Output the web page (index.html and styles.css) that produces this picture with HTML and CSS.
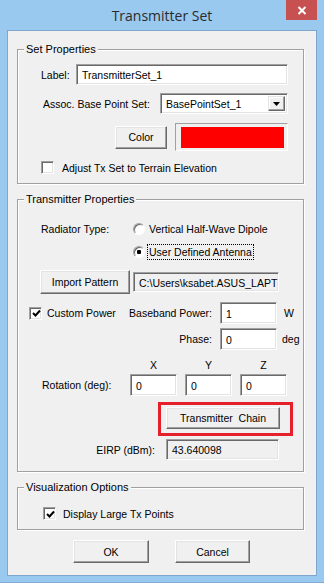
FILE: index.html
```html
<!DOCTYPE html>
<html lang="en">

<head>
    <meta charset="UTF-8">
    <meta name="viewport" content="width=device-width, initial-scale=1.0">
    <title>Transmitter Set</title>
    <link rel="stylesheet" href="styles.css">
</head>

<body>

    <div class="window">
        <div class="titlebar">
            <div class="title">Transmitter Set</div>
            <div class="close">
                <svg width="10" height="9" viewBox="0 0 10 9">
                    <path d="M1.5 1 L8.5 8 M8.5 1 L1.5 8" stroke="#fff" stroke-width="2" />
                </svg>
            </div>
        </div>

        <div class="client">

            <!-- Set Properties -->
            <div class="group group_set">
                <div class="group_title">Set Properties</div>

                <div class="row row_label">
                    <span class="lbl_label">Label:</span>
                    <div class="field field_label">TransmitterSet_1</div>
                </div>

                <div class="row row_assoc">
                    <span class="lbl_assoc">Assoc. Base Point Set:</span>
                    <div class="field field_select">
                        <span class="select_text">BasePointSet_1</span>
                        <span class="select_btn">
                            <svg width="7" height="4" viewBox="0 0 7 4">
                                <path d="M0 0 H7 L3.5 4 Z" fill="#000" />
                            </svg>
                        </span>
                    </div>
                </div>

                <div class="row row_color">
                    <div class="btn btn_color">Color</div>
                    <div class="swatch">
                        <div class="swatch_fill"></div>
                    </div>
                </div>

                <div class="row row_check1">
                    <span class="check"></span>
                    <span class="check_text">Adjust Tx Set to Terrain Elevation</span>
                </div>
            </div>

            <!-- Transmitter Properties -->
            <div class="group group_tx">
                <div class="group_title">Transmitter Properties</div>

                <div class="row row_radio1">
                    <span class="lbl_radiator">Radiator Type:</span>
                    <span class="radio"></span>
                    <span class="radio_text">Vertical Half-Wave Dipole</span>
                </div>

                <div class="row row_radio2">
                    <span class="radio radio_on"></span>
                    <span class="radio_text radio_focus">User Defined Antenna</span>
                </div>

                <div class="row row_import">
                    <div class="btn btn_import">Import Pattern</div>
                    <div class="field field_ro field_path">C:\Users\ksabet.ASUS_LAPT</div>
                </div>

                <div class="row row_power">
                    <div class="power_left">
                        <span class="check check_on">
                            <svg width="9" height="9" viewBox="0 0 9 9">
                                <path d="M1 4 L3.5 6.5 L8 1.5" stroke="#000" stroke-width="2" fill="none" />
                            </svg>
                        </span>
                        <span class="power_text">Custom Power</span>
                    </div>
                    <span class="rlabel">Baseband Power:</span>
                    <div class="field field_num">1</div>
                    <span class="unit unit_w">W</span>
                </div>

                <div class="row row_phase">
                    <span class="rlabel">Phase:</span>
                    <div class="field field_num">0</div>
                    <span class="unit unit_deg">deg</span>
                </div>

                <div class="rotation">
                    <span class="axis axis_x">X</span>
                    <span class="axis">Y</span>
                    <span class="axis">Z</span>
                    <span class="lbl_rotation">Rotation (deg):</span>
                    <div class="field field_rot">0</div>
                    <div class="field field_rot">0</div>
                    <div class="field field_rot">0</div>
                </div>

                <div class="highlight">
                    <div class="btn btn_chain">Transmitter&nbsp; Chain</div>
                </div>

                <div class="row row_eirp">
                    <span class="lbl_eirp">EIRP (dBm):</span>
                    <div class="field field_ro field_eirp">43.640098</div>
                </div>
            </div>

            <!-- Visualization Options -->
            <div class="group group_vis">
                <div class="group_title">Visualization Options</div>

                <div class="row row_check2">
                    <span class="check check_on">
                        <svg width="9" height="9" viewBox="0 0 9 9">
                            <path d="M1 4 L3.5 6.5 L8 1.5" stroke="#000" stroke-width="2" fill="none" />
                        </svg>
                    </span>
                    <span class="check_text2">Display Large Tx Points</span>
                </div>
            </div>

            <div class="buttons">
                <div class="btn btn_ok">OK</div>
                <div class="btn btn_cancel">Cancel</div>
            </div>

        </div>
    </div>

</body>

</html>
```

FILE: styles.css
```css
body {
    margin: 0;
    font-family: "Liberation Sans", Arial, sans-serif;
    font-size: 10.5px;
    color: #000;
}

.window {
    width: 324px;
    height: 583px;
    background-color: #99c9ef;
    display: flex;
    flex-direction: column;
    box-sizing: border-box;
    border-bottom: 1px solid #83abd3;
}

/* title bar */
.titlebar {
    height: 30px;
    flex: none;
    display: grid;
    grid-template-columns: 1fr auto 1fr;
}

.title {
    grid-column: 2;
    align-self: center;
    font-family: "Open Sans", sans-serif;
    font-size: 14px;
    color: #2b2b2b;
    padding-top: 1px;
}

.close {
    grid-column: 3;
    justify-self: end;
    align-self: start;
    margin-right: 7px;
    width: 31px;
    height: 20px;
    background-color: #c75050;
    display: flex;
    align-items: center;
    justify-content: center;
}

/* client area */
.client {
    flex: 1;
    margin: 0 7px 6px 7px;
    border: 1px solid #7fa6cc;
    background-color: #f0f0f0;
    display: flex;
    flex-direction: column;
}

.group {
    flex: none;
    margin-left: 9px;
    width: 287px;
    box-sizing: border-box;
    border: 1px solid #a0a0a0;
    box-shadow: inset 1px 1px 0 #fff, 1px 1px 0 #fff;
    display: flex;
    flex-direction: column;
}

.group_title {
    align-self: flex-start;
    height: 14px;
    line-height: 14px;
    margin: -8px 0 -6px 6px;
    padding: 0 2px;
    background-color: #f0f0f0;
    font-size: 11px;
}

.group_set {
    margin-top: 18px;
    height: 135px;
}

.group_tx {
    margin-top: 15px;
    height: 273px;
}

.group_vis {
    margin-top: 15px;
    height: 43px;
}

.row {
    display: flex;
    align-items: center;
    flex: none;
}

/* 3d controls */
.field {
    box-sizing: border-box;
    background-color: #fff;
    border: 1px solid;
    border-color: #a0a0a0 #fff #fff #a0a0a0;
    box-shadow: inset 1px 1px 0 #696969, inset -1px -1px 0 #e3e3e3;
    padding: 1px 3px 0 5px;
    display: flex;
    align-items: center;
    white-space: nowrap;
    overflow: hidden;
}

.field_ro {
    background-color: #f0f0f0;
}

.btn {
    box-sizing: border-box;
    background-color: #f0f0f0;
    border: 1px solid;
    border-color: #fff #696969 #696969 #fff;
    box-shadow: inset -1px -1px 0 #a0a0a0, inset 1px 1px 0 #e3e3e3;
    display: flex;
    align-items: center;
    justify-content: center;
    white-space: nowrap;
}

.check {
    box-sizing: border-box;
    width: 13px;
    height: 13px;
    flex: none;
    background-color: #fff;
    border: 1px solid;
    border-color: #a0a0a0 #fff #fff #a0a0a0;
    box-shadow: inset 1px 1px 0 #696969, inset -1px -1px 0 #e3e3e3;
    display: flex;
    align-items: center;
    justify-content: center;
}

.check svg {
    margin: 1px 0 0 1px;
}

.radio {
    box-sizing: border-box;
    width: 12px;
    height: 12px;
    flex: none;
    border-radius: 50%;
    background-color: #fff;
    border: 1px solid;
    border-color: #a0a0a0 #fff #fff #a0a0a0;
    box-shadow: inset 1px 1px 0 #696969;
}

.radio_on {
    background: radial-gradient(circle at 50% 50%, #000 0, #000 2px, #fff 2.5px);
}

/* set properties */
.row_label {
    margin-top: 14px;
    height: 21px;
    padding-left: 23px;
}

.lbl_label {
    width: 35px;
}

.field_label {
    width: 212px;
    height: 21px;
}

.row_assoc {
    margin-top: 8px;
    height: 21px;
    padding-left: 25px;
}

.lbl_assoc {
    width: 117px;
}

.field_select {
    width: 128px;
    height: 21px;
    padding: 2px 2px 2px 5px;
    align-items: stretch;
}

.select_text {
    flex: 1;
    display: flex;
    align-items: center;
}

.select_btn {
    width: 17px;
    box-sizing: border-box;
    background-color: #f0f0f0;
    border: 1px solid;
    border-color: #e3e3e3 #696969 #696969 #e3e3e3;
    box-shadow: inset -1px -1px 0 #a0a0a0, inset 1px 1px 0 #fff;
    display: flex;
    align-items: center;
    justify-content: center;
}

.row_color {
    margin-top: 9px;
    height: 28px;
    padding-left: 97px;
}

.btn_color {
    width: 52px;
    height: 23px;
}

.swatch {
    margin-left: 8px;
    width: 113px;
    height: 28px;
    box-sizing: border-box;
    border: 1px solid;
    border-color: #a0a0a0 #fff #fff #a0a0a0;
    padding: 3px 3px 2px 5px;
}

.swatch_fill {
    height: 100%;
    background-color: #ff0000;
}

.row_check1 {
    margin-top: 10px;
    height: 13px;
    padding-left: 23px;
}

.check_text {
    margin-left: 8px;
}

/* transmitter properties */
.row_radio1 {
    margin-top: 21px;
    height: 16px;
    padding-left: 23px;
}

.lbl_radiator {
    width: 92px;
}

.radio_text {
    margin-left: 2px;
    padding: 0 1px;
    line-height: 14px;
    border: 1px dotted transparent;
}

.radio_focus {
    border-color: #000;
}

.row_radio2 {
    margin-top: 7px;
    height: 16px;
    padding-left: 115px;
}

.row_import {
    margin-top: 10px;
    height: 24px;
    padding-left: 22px;
}

.btn_import {
    width: 90px;
    height: 24px;
}

.field_path {
    margin-left: 3px;
    width: 146px;
    height: 20px;
}

.row_power {
    margin-top: 8px;
    height: 22px;
    padding-left: 11px;
}

.power_left {
    width: 100px;
    display: flex;
    align-items: center;
}

.power_text {
    margin-left: 5px;
}

.rlabel {
    width: 83px;
    display: flex;
    justify-content: flex-end;
    white-space: nowrap;
}

.field_num {
    margin-left: 8px;
    width: 57px;
    height: 22px;
}

.unit_w {
    margin-left: 7px;
}

.unit_deg {
    margin-left: 5px;
}

.row_phase {
    margin-top: 4px;
    height: 22px;
    padding-left: 111px;
}

.rotation {
    margin-top: 8px;
    padding-left: 24px;
    display: grid;
    grid-template-columns: 80px 47px 47px 47px;
    grid-template-rows: 14px 22px;
    column-gap: 8px;
    row-gap: 2px;
}

.axis {
    text-align: center;
    line-height: 14px;
}

.axis_x {
    grid-column: 2;
}

.lbl_rotation {
    grid-column: 1;
    align-self: center;
    white-space: nowrap;
}

.field_rot {
    height: 22px;
}

.highlight {
    align-self: flex-start;
    margin: 6px 0 0 140px;
    border: 3px solid #e5202a;
    padding: 2px 10px 4px 5px;
}

.btn_chain {
    width: 114px;
    height: 22px;
}

.row_eirp {
    margin-top: 3px;
    height: 21px;
}

.lbl_eirp {
    width: 137px;
    display: flex;
    justify-content: flex-end;
}

.field_eirp {
    margin-left: 11px;
    width: 113px;
    height: 21px;
}

/* visualization */
.row_check2 {
    margin-top: 19px;
    height: 13px;
    padding-left: 25px;
}

.check_text2 {
    margin-left: 7px;
}

.buttons {
    margin-top: 10px;
    padding-left: 65px;
    display: flex;
}

.btn_ok {
    width: 76px;
    height: 23px;
}

.btn_cancel {
    margin-left: 26px;
    width: 75px;
    height: 23px;
}
```
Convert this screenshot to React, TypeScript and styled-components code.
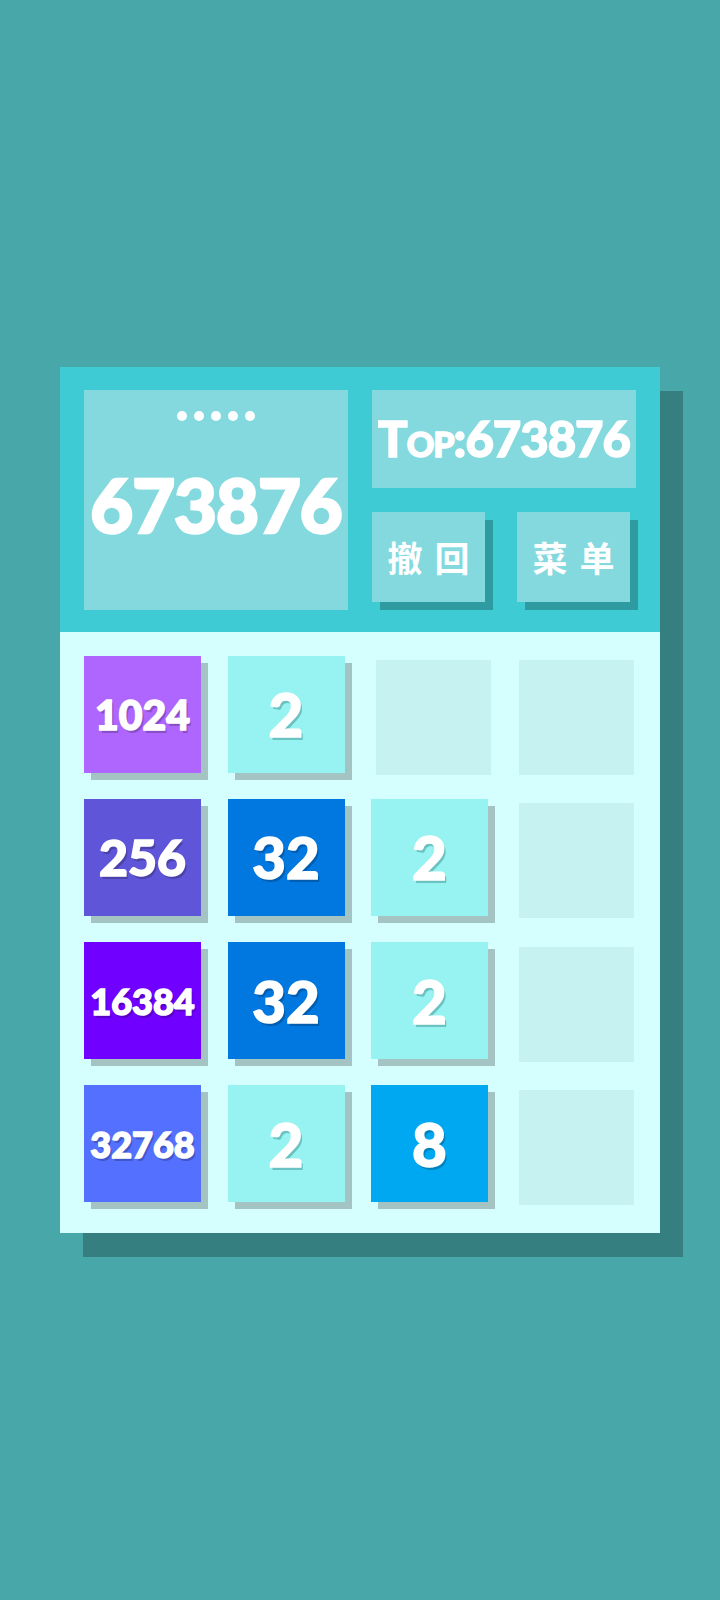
import styled, { createGlobalStyle, css } from 'styled-components';

const GlobalStyle = createGlobalStyle`
  * {
    box-sizing: border-box;
  }

  body {
    margin: 0;
    background: #48a7a8;
    font-family: Lato, "Noto Sans", "Noto Sans CJK SC", sans-serif;
  }
`;

const Page = styled.main`
  display: flex;
  justify-content: center;
  align-items: center;
  min-height: 1600px;
`;

const Panel = styled.section`
  width: 600px;
  display: flex;
  flex-direction: column;
  box-shadow: 23px 24px 0 #367f80;
`;

const Header = styled.header`
  display: grid;
  grid-template-columns: 264px 264px;
  gap: 24px;
  height: 265px;
  padding: 23px 24px 22px;
  background: #3fcbd3;
`;

const ScoreBox = styled.div`
  position: relative;
  display: flex;
  justify-content: center;
  align-items: center;
  padding-top: 10px;
  background: #83d9de;
`;

const Dots = styled.div`
  position: absolute;
  top: 21px;
  left: 0;
  right: 0;
  display: flex;
  justify-content: center;
  gap: 7px;

  span {
    width: 10px;
    height: 10px;
    border-radius: 50%;
    background: #fff;
  }
`;

const Score = styled.span`
  font-size: 74px;
  font-weight: 900;
  letter-spacing: -1px;
  color: #fff;
  line-height: 1;
  -webkit-text-stroke: 2.5px #fff;
`;

const SideColumn = styled.div`
  display: flex;
  flex-direction: column;
  gap: 24px;
`;

const BestBox = styled.div`
  display: flex;
  justify-content: center;
  align-items: center;
  height: 98px;
  background: #83d9de;
  font-size: 49px;
  font-weight: 900;
  letter-spacing: -1px;
  color: #fff;
  line-height: 1;
  -webkit-text-stroke: 1.5px #fff;

  small {
    font-size: inherit;
    font-variant: small-caps;
  }
`;

const ButtonRow = styled.div`
  display: flex;
  gap: 32px;
`;

const Button = styled.button`
  width: 113px;
  height: 90px;
  padding: 0 0 0 12px;
  border: none;
  background: #83d9de;
  box-shadow: 8px 8px 0 #2e9ba0;
  font-family: "Noto Sans CJK SC", sans-serif;
  font-size: 35px;
  font-weight: 700;
  letter-spacing: 12px;
  color: #fff;
  cursor: pointer;
`;

const Board = styled.div`
  display: grid;
  grid-template-columns: repeat(4, 124px);
  grid-auto-rows: 124px;
  column-gap: 19.5px;
  row-gap: 19.3px;
  padding: 24px 21px 24px 24px;
  background: #d5fefe;
`;

const TILE_COLORS: Record<number, string> = {
  2: '#96f3f2',
  8: '#00a8f2',
  32: '#0078e0',
  256: '#5f55d9',
  1024: '#af66ff',
  16384: '#7000ff',
  32768: '#5470ff',
};

// font size by digit count
const FONT_SIZES = [60, 60, 58, 50, 41, 36];

type TileProps = {
  $value: number;
};

const Tile = styled.div<TileProps>`
  display: flex;
  justify-content: center;
  align-items: center;
  width: 117px;
  height: 117px;
  background: ${({ $value }) => TILE_COLORS[$value] ?? '#96f3f2'};
  box-shadow: 7px 7px 0 #a4c3c3;
  font-weight: 900;
  font-size: ${({ $value }) => FONT_SIZES[String($value).length]}px;
  color: #fff;
  line-height: 1;
  -webkit-text-stroke: 1.5px #fff;
  text-shadow: 2px 3px 0 rgba(0, 0, 0, 0.22);

  ${({ $value }) => $value === 2 && css`
    text-shadow: 2px 3px 0 rgba(40, 120, 120, 0.4);
  `}
`;

const EmptyCell = styled.div`
  place-self: center;
  width: 115px;
  height: 115px;
  background: #c6f3f2;
`;

const board = [
  [1024, 2, 0, 0],
  [256, 32, 2, 0],
  [16384, 32, 2, 0],
  [32768, 2, 8, 0],
];

export default function App() {
  return (
    <Page>
      <GlobalStyle />
      <Panel>
        <Header>
          <ScoreBox>
            <Dots>
              {[0, 1, 2, 3, 4].map((i) => <span key={i} />)}
            </Dots>
            <Score>673876</Score>
          </ScoreBox>
          <SideColumn>
            <BestBox>
              T<small>op</small>:673876
            </BestBox>
            <ButtonRow>
              <Button>撤回</Button>
              <Button>菜单</Button>
            </ButtonRow>
          </SideColumn>
        </Header>
        <Board>
          {board.flatMap((row, r) => row.map((value, c) => (
            value
              ? <Tile key={`${r}-${c}`} $value={value}>{value}</Tile>
              : <EmptyCell key={`${r}-${c}`} />
          )))}
        </Board>
      </Panel>
    </Page>
  );
}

◆ What to work on
Return every line in the listing that contains the word "this".

◆ Exercise answer
Output the web page (index.html and styles.css) that produces this picture with HTML and CSS.
Convert this screenshot to React, TypeScript and styled-components code.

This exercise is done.